Guilherme Veiga
Cozinhar, definitivamente, é uma Arte. Mesmo não estando inclusa entre as sete, a gastronomia sabe emular todas as sensações que as outras conseguem, às vezes de forma mais impactante e convincente que as demais. Seja pelo conforto e ternura de uma comida feita pela mãe, seja pela explosão sensorial do prato principal feito em um restaurante três estrelas Michelin ou até mesmo pela agonia que é experimentar algum ingrediente exótico. São essas experiências que Flux Gourmet, co-produção entre Reino Unido, Estados Unidos e Hungria, em cartaz na Perspectiva Internacional da 46ª Mostra Internacional de Cinema em São Paulo, e que estreou no Festival de Berlim, busca instigar.

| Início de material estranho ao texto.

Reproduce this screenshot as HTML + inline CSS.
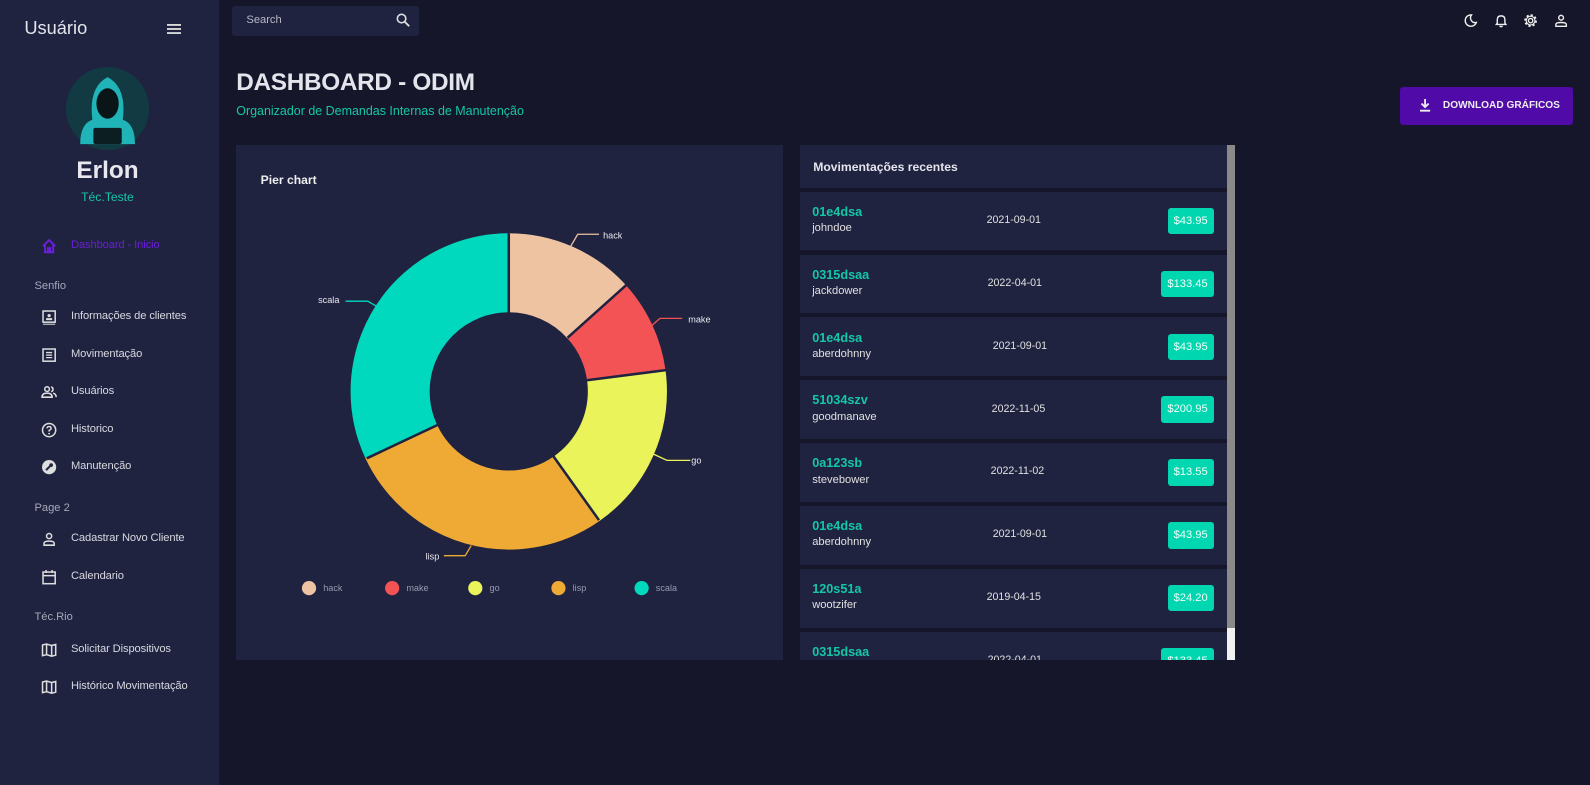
<!DOCTYPE html>
<html><head><meta charset="utf-8"><style>
html,body{margin:0;padding:0;}
body{width:1568px;height:774px;overflow:hidden;background:#151629;font-family:"Liberation Sans",sans-serif;color:#e0e0e0;zoom:1.014;position:relative}
.sb{position:absolute;left:0;top:0;width:216px;height:774px;background:#1f2340}
.abs{position:absolute}
.nav{position:absolute;left:70px;font-size:11px;color:#d8d8e0;letter-spacing:-0.1px}
.ic{position:absolute;left:40px;width:16px;height:16px}
.sec{position:absolute;left:34px;font-size:11px;color:#a8a8b8}
.panel{position:absolute;background:#1f2340}
.row{position:absolute;left:789px;width:421px;height:58px;background:#1f2340}
.row .id{position:absolute;left:12px;top:13px;color:#14c7a6;font-weight:bold;font-size:12.5px}
.row .u{position:absolute;left:12px;top:30px;font-size:11px;color:#e0e0e0}
.row .d{position:absolute;top:22px;font-size:10.5px;color:#e0e0e0}
.row .p{position:absolute;right:13px;top:16px;height:26px;line-height:26px;padding:0 6px;background:#00d6b0;border-radius:3px;color:#f0fff8;font-size:11px}
</style></head><body>
<div class="sb">
 <div class="abs" style="left:24px;top:17px;font-size:18px;color:#e4e4ec">Usuário</div>
 <svg class="abs" style="left:165px;top:23px" width="14" height="12"><rect y="1" width="14" height="1.8" fill="#ddd"/><rect y="5" width="14" height="1.8" fill="#ddd"/><rect y="9" width="14" height="1.8" fill="#ddd"/></svg>
 <svg class="abs" style="left:65px;top:66px" width="82" height="82"><circle cx="41" cy="41" r="41" fill="#123a42"/><path d="M14 76 Q14 56 26 52 Q22 20 41 10 Q60 20 56 52 Q68 56 68 76Z" fill="#20b4b8"/><ellipse cx="41" cy="36" rx="11" ry="15" fill="#0a1518"/><rect x="27" y="60" width="28" height="16" rx="2" fill="#0c1e22"/></svg>
 <div class="abs" style="left:0;width:212px;text-align:center;top:155px;font-size:24px;font-weight:bold;color:#e8e8ee">Erlon</div>
 <div class="abs" style="left:0;width:212px;text-align:center;top:187px;font-size:12px;color:#14c7a6">Téc.Teste</div>
 <svg class="ic" style="top:235px" viewBox="0 0 16 16"><path d="M2 8 L8 2 L14 8 M4 7 V14 H12 V7 M7 14 V10 H9 V14" stroke="#6a1fd6" stroke-width="2" fill="none"/></svg>
 <div class="nav" style="top:236px;color:#6a1fd6">Dashboard - Inicio</div>
 <div class="sec" style="top:276px">Senfio</div>
 <svg class="ic" style="top:305px" viewBox="0 0 16 16"><rect x="2" y="2" width="12" height="11" stroke="#ddd" stroke-width="1.5" fill="none"/><circle cx="8" cy="6.5" r="1.6" fill="#ddd"/><rect x="5" y="9" width="6" height="2" fill="#ddd"/><rect x="2" y="14.5" width="12" height="1" fill="#ddd"/></svg>
 <div class="nav" style="top:306px">Informações de clientes</div>
 <svg class="ic" style="top:342px" viewBox="0 0 16 16"><rect x="2" y="2" width="12" height="12" stroke="#ddd" stroke-width="1.5" fill="none"/><path d="M5 5.5H11M5 8H11M5 10.5H11" stroke="#ddd" stroke-width="1.3"/></svg>
 <div class="nav" style="top:343px">Movimentação</div>
 <svg class="ic" style="top:379px" viewBox="0 0 16 16"><circle cx="6" cy="5" r="2.3" stroke="#ddd" stroke-width="1.5" fill="none"/><path d="M1 13 Q1 9 6 9 Q11 9 11 13Z M10 3 A2.3 2.3 0 0 1 10 7.5 M12 9 Q15 10 15 13" stroke="#ddd" stroke-width="1.5" fill="none"/></svg>
 <div class="nav" style="top:380px">Usuários</div>
 <svg class="ic" style="top:416px" viewBox="0 0 16 16"><circle cx="8" cy="8" r="6.5" stroke="#ddd" stroke-width="1.5" fill="none"/><path d="M6 6.3 Q6 4.5 8 4.5 Q10 4.5 10 6.3 Q10 7.5 8 8.3 V9.5" stroke="#ddd" stroke-width="1.4" fill="none"/><circle cx="8" cy="11.5" r=".9" fill="#ddd"/></svg>
 <div class="nav" style="top:417px">Historico</div>
 <svg class="ic" style="top:453px" viewBox="0 0 16 16"><circle cx="8" cy="8" r="7" fill="#ddd"/><path d="M5 11 L9 7" stroke="#1f2340" stroke-width="2"/><circle cx="10" cy="6" r="1.8" fill="#1f2340"/></svg>
 <div class="nav" style="top:454px">Manutenção</div>
 <div class="sec" style="top:495px">Page 2</div>
 <svg class="ic" style="top:524px" viewBox="0 0 16 16"><circle cx="8" cy="5" r="2.5" stroke="#ddd" stroke-width="1.5" fill="none"/><path d="M3 14 V12 Q3 10 8 10 Q13 10 13 12 V14Z" stroke="#ddd" stroke-width="1.5" fill="none"/></svg>
 <div class="nav" style="top:525px">Cadastrar Novo Cliente</div>
 <svg class="ic" style="top:561px" viewBox="0 0 16 16"><rect x="2" y="3" width="12" height="11.5" stroke="#ddd" stroke-width="1.5" fill="none"/><path d="M2 6.5H14M5 1V4M11 1V4" stroke="#ddd" stroke-width="1.5"/></svg>
 <div class="nav" style="top:562px">Calendario</div>
 <div class="sec" style="top:603px">Téc.Rio</div>
 <svg class="ic" style="top:633px" viewBox="0 0 16 16"><path d="M1.5 3 L5.5 2 L10.5 3.5 L14.5 2.5 V13 L10.5 14 L5.5 12.5 L1.5 13.5Z M5.5 2V12.5 M10.5 3.5V14" stroke="#ddd" stroke-width="1.5" fill="none"/></svg>
 <div class="nav" style="top:634px">Solicitar Dispositivos</div>
 <svg class="ic" style="top:670px" viewBox="0 0 16 16"><path d="M1.5 3 L5.5 2 L10.5 3.5 L14.5 2.5 V13 L10.5 14 L5.5 12.5 L1.5 13.5Z M5.5 2V12.5 M10.5 3.5V14" stroke="#ddd" stroke-width="1.5" fill="none"/></svg>
 <div class="nav" style="top:671px">Histórico Movimentação</div>
</div>

<div class="abs" style="left:229px;top:6px;width:184px;height:30px;background:#1f2340;border-radius:3px"></div>
<div class="abs" style="left:243px;top:14px;font-size:11px;color:#b8b8c8">Search</div>
<svg class="abs" style="left:391px;top:13px" width="14" height="14" viewBox="0 0 14 14"><circle cx="5.5" cy="5.5" r="4.2" stroke="#ddd" stroke-width="1.6" fill="none"/><path d="M8.5 8.5L13 13" stroke="#ddd" stroke-width="1.8"/></svg>

<svg class="abs" style="left:1443px;top:13px" width="15" height="15" viewBox="0 0 16 16"><path d="M9 2 A6 6 0 1 0 14 10 A5 5 0 0 1 9 2Z" stroke="#eee" stroke-width="1.5" fill="none"/></svg>
<svg class="abs" style="left:1473px;top:13px" width="14" height="15" viewBox="0 0 14 16"><path d="M2 12 H12 L11 10.5 V7 Q11 3 7 3 Q3 3 3 7 V10.5Z M5.5 13.5 Q7 15.5 8.5 13.5" stroke="#eee" stroke-width="1.5" fill="none"/></svg>
<svg class="abs" style="left:1502px;top:13px" width="15" height="15" viewBox="0 0 16 16"><circle cx="8" cy="8" r="2.3" stroke="#eee" stroke-width="1.5" fill="none"/><circle cx="8" cy="8" r="5.5" stroke="#eee" stroke-width="2.4" stroke-dasharray="2.2 2.1" fill="none"/><circle cx="8" cy="8" r="4.6" stroke="#eee" stroke-width="1.2" fill="none"/></svg>
<svg class="abs" style="left:1533px;top:13px" width="14" height="15" viewBox="0 0 14 16"><circle cx="7" cy="5" r="2.5" stroke="#eee" stroke-width="1.5" fill="none"/><path d="M1.5 14 V12 Q1.5 10 7 10 Q12.5 10 12.5 12 V14Z" stroke="#eee" stroke-width="1.5" fill="none"/></svg>

<div class="abs" style="left:233px;top:68px;font-size:24px;font-weight:bold;color:#e4e4ec;letter-spacing:-0.3px">DASHBOARD - ODIM</div>
<div class="abs" style="left:233px;top:103px;font-size:12.3px;color:#14c7a6">Organizador de Demandas Internas de Manutenção</div>

<div class="abs" style="left:1381px;top:86px;width:170px;height:37px;background:#4f0aa8;border-radius:3px"></div>
<svg class="abs" style="left:1399px;top:97px" width="12" height="14" viewBox="0 0 12 14"><path d="M6 1V9 M2.5 5.5 L6 9 L9.5 5.5 M1 12.5H11" stroke="#eee" stroke-width="1.8" fill="none"/></svg>
<div class="abs" style="left:1423px;top:99px;font-size:10px;font-weight:bold;color:#eee">DOWNLOAD GRÁFICOS</div>

<div class="panel" style="left:233px;top:143px;width:539px;height:508px"></div>
<div class="abs" style="left:257px;top:171px;font-size:12px;font-weight:bold;color:#eee">Pier chart</div>
<svg class="abs" style="left:233px;top:143px" width="539" height="508">
 <g transform="translate(269,243) rotate(-90)" fill="none" stroke-width="78">
  <circle r="117" stroke="#edc3a2" stroke-dasharray="98 700"/>
  <circle r="117" stroke="#f35355" stroke-dasharray="69.4 700" stroke-dashoffset="-98"/>
  <circle r="117" stroke="#ebf35a" stroke-dasharray="128.6 700" stroke-dashoffset="-167.4"/>
  <circle r="117" stroke="#eeaa35" stroke-dasharray="204.2 700" stroke-dashoffset="-296"/>
  <circle r="117" stroke="#00d9bd" stroke-dasharray="234.9 700" stroke-dashoffset="-500.2"/>
 </g>
 <g stroke="#1f2340" stroke-width="2.5">
  <line x1="269" y1="87" x2="269" y2="166"/>
  <line x1="385" y1="138" x2="327" y2="190"/>
  <line x1="424" y1="222" x2="346" y2="232"/>
  <line x1="358" y1="370" x2="313" y2="307"/>
  <line x1="129" y1="309" x2="199" y2="276"/>
 </g>
 <g fill="none" stroke-width="1.3">
  <path d="M330 100 L337 88 H358" stroke="#edc3a2"/>
  <path d="M408 180 L418 171 H440" stroke="#f35355"/>
  <path d="M412 305 L425 311 H448" stroke="#ebf35a"/>
  <path d="M232 395 L226 405 H205" stroke="#eeaa35"/>
  <path d="M140 160 L130 154 H108" stroke="#00d9bd"/>
 </g>
 <g font-size="9" fill="#e8e8ee" font-family="Liberation Sans,sans-serif">
  <text x="362" y="92">hack</text><text x="446" y="175">make</text><text x="449" y="314">go</text><text x="187" y="409">lisp</text><text x="81" y="156">scala</text>
 </g>
 <g font-size="9" fill="#9a9aac" font-family="Liberation Sans,sans-serif">
  <circle cx="72" cy="437" r="7" fill="#edc3a2"/><text x="86" y="440">hack</text>
  <circle cx="154" cy="437" r="7" fill="#f35355"/><text x="168" y="440">make</text>
  <circle cx="236" cy="437" r="7" fill="#ebf35a"/><text x="250" y="440">go</text>
  <circle cx="318" cy="437" r="7" fill="#eeaa35"/><text x="332" y="440">lisp</text>
  <circle cx="400" cy="437" r="7" fill="#00d9bd"/><text x="414" y="440">scala</text>
 </g>
</svg>

<div class="panel" style="left:789px;top:143px;width:421px;height:42px"></div>
<div class="abs" style="left:802px;top:158px;font-size:12px;font-weight:bold;color:#e4e4ec">Movimentações recentes</div>
<div class="row" style="top:189px"><div class="id">01e4dsa</div><div class="u">johndoe</div><div class="d" style="left:184px">2021-09-01</div><div class="p">$43.95</div></div>
<div class="row" style="top:251px"><div class="id">0315dsaa</div><div class="u">jackdower</div><div class="d" style="left:185px">2022-04-01</div><div class="p">$133.45</div></div>
<div class="row" style="top:313px"><div class="id">01e4dsa</div><div class="u">aberdohnny</div><div class="d" style="left:190px">2021-09-01</div><div class="p">$43.95</div></div>
<div class="row" style="top:375px"><div class="id">51034szv</div><div class="u">goodmanave</div><div class="d" style="left:189px">2022-11-05</div><div class="p">$200.95</div></div>
<div class="row" style="top:437px"><div class="id">0a123sb</div><div class="u">stevebower</div><div class="d" style="left:188px">2022-11-02</div><div class="p">$13.55</div></div>
<div class="row" style="top:499px"><div class="id">01e4dsa</div><div class="u">aberdohnny</div><div class="d" style="left:190px">2021-09-01</div><div class="p">$43.95</div></div>
<div class="row" style="top:561px"><div class="id">120s51a</div><div class="u">wootzifer</div><div class="d" style="left:184px">2019-04-15</div><div class="p">$24.20</div></div>
<div class="abs" style="left:789px;top:623px;width:421px;height:28px;overflow:hidden"><div class="row" style="left:0;top:0"><div class="id">0315dsaa</div><div class="u">jackdower</div><div class="d" style="left:185px">2022-04-01</div><div class="p">$133.45</div></div></div>
<div class="abs" style="left:1210px;top:143px;width:8px;height:508px;background:#f1f1f1"></div>
<div class="abs" style="left:1210px;top:143px;width:8px;height:476px;background:#8a8a8a"></div>
</body></html>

Dirigida pela nova sensação do cult bizarro inglês, Peter Strickland, a obra presta homenagens, em uma espécie de miscelânea, ao Cinema, Teatro e Gastronomia. O longa segue a história de um coletivo artístico-culinário em seu período de ensaios e apresentações, pelo olhar de um escritor, encarregado de documentar o processo. A premissa, por si só, já é um antro de bizarrices, sendo muito difícil sequer contemplar esse conceito. Porém, Flux Gourmet consegue, e muito bem, escalonar suas ideias ao máximo.
A obsessão artística sempre foi uma tônica do Cinema, a exemplos de Whiplash (2014), Cisne Negro (2010) e Birdman ou (A Inesperada Virtude da Ignorância) [2014]. E essas obras sempre flertaram – umas mais, outras bem menos – entre o suspense e o horror. Como o pano de fundo do longa de Strickland já tendo uma aura perturbadora para chamar de sua, a escrita tem maior liberdade para destrinchar essa obsessão, o que é muito beneficiada também pelo caráter de experimentação que o Teatro naturalmente tem.
Por isso, o idealizador consegue sair do arroz e feijão desse subgênero, traçando uma discussão sobre a Arte através da própria Arte, além de passear por outros entraves como o patriarcado e a exposição, tudo isso de forma muito consciente, engrossando o caldo de seu assunto-órbita que é a gastronomia. Aliás, é muito interessante como a obra usa esse fio condutor da comida para te conquistar pela barriga – só que, nesse caso, através de sequenciais socos no estômago.
É muito bem aproveitado pelo longa seus diferentes aspectos e a forma como eles são inseridos na narrativa. A fotografia, pelas lentes de Tim Sidell, por exemplo, sabe usar muito bem da parte documental, centralizando e aproximando em uma quase simetria os personagens que conduzem o estudo. Já a parte teatral dá uma outra ótica para o filme, com planos mais abertos que enfatizam a inserção dos personagens no cenário e exaltam o jogo de luzes.
Ainda no Teatro, a produção usa muito bem o seu design de som, de autoria de Tim Harrison. Durante os ensaios, a inserção de sons sob a improvisação dos personagens ajuda no processo de imersão do espectador. Já durante as apresentações, relembrando as jam sessions dos grupos mais progressivos e experimentais do século passado, as pick-ups plugadas nos mais diferentes tipos de comida criam uma atmosfera única, que amplifica ainda mais a estranheza da obra.
Um dos pontos de maior destaque do filme, além do roteiro, sem dúvidas é o elenco. A liberdade que a escrita dá permite que os atores consigam espremer ao máximo todo o suco de sua atuação. Contidos na hora que precisam ser e extremamente expansivos quando lhes é exigido tal expansividade, as atuações funcionam tanto em conjunto como separadas. Fatma Mohammed, musa de Strickland com quem já trabalhou em O Vestido Maldito e O Duque de Burgundy, rouba os holofotes para si e preenche todo o longa na difícil tarefa metalinguística de interpretar uma atriz. Já Asa Butterfield (Sex Education), Gwendoline Christie (Game of Thrones), Ariane Labed (O Lagosta) e Makis Papadimitriou entregam atuações concisas e bem trabalhadas, que vão crescendo de acordo com o desenrolar da obra.
Flux Gourmet talvez não seja o melhor feito de Peter Strickland, mas sem dúvidas é a mais sensorial de sua carreira. Como um bom cult de festival, o longa sabe chocar, a exemplo da cena do exame de colonoscopia feito em público, ou a performance a princípio envolvendo excrementos que serviria de prato cheio para a máquina de disseminação de fake news da direita conservadora brasileira. Mas é interessante notar como o diretor não usa o choque somente pelo choque, mas sim para desenvolver uma reflexão sobre o limite da Arte e o uso dessa impressionabilidade na mesma, enquanto o próprio filme é uma peça artística. Como qualquer comida, o longa talvez não seja para todos os paladares e muito menos para todos os estômagos, mas, ainda assim, tem um alto valor, seja ele nutritivo ou como experiência.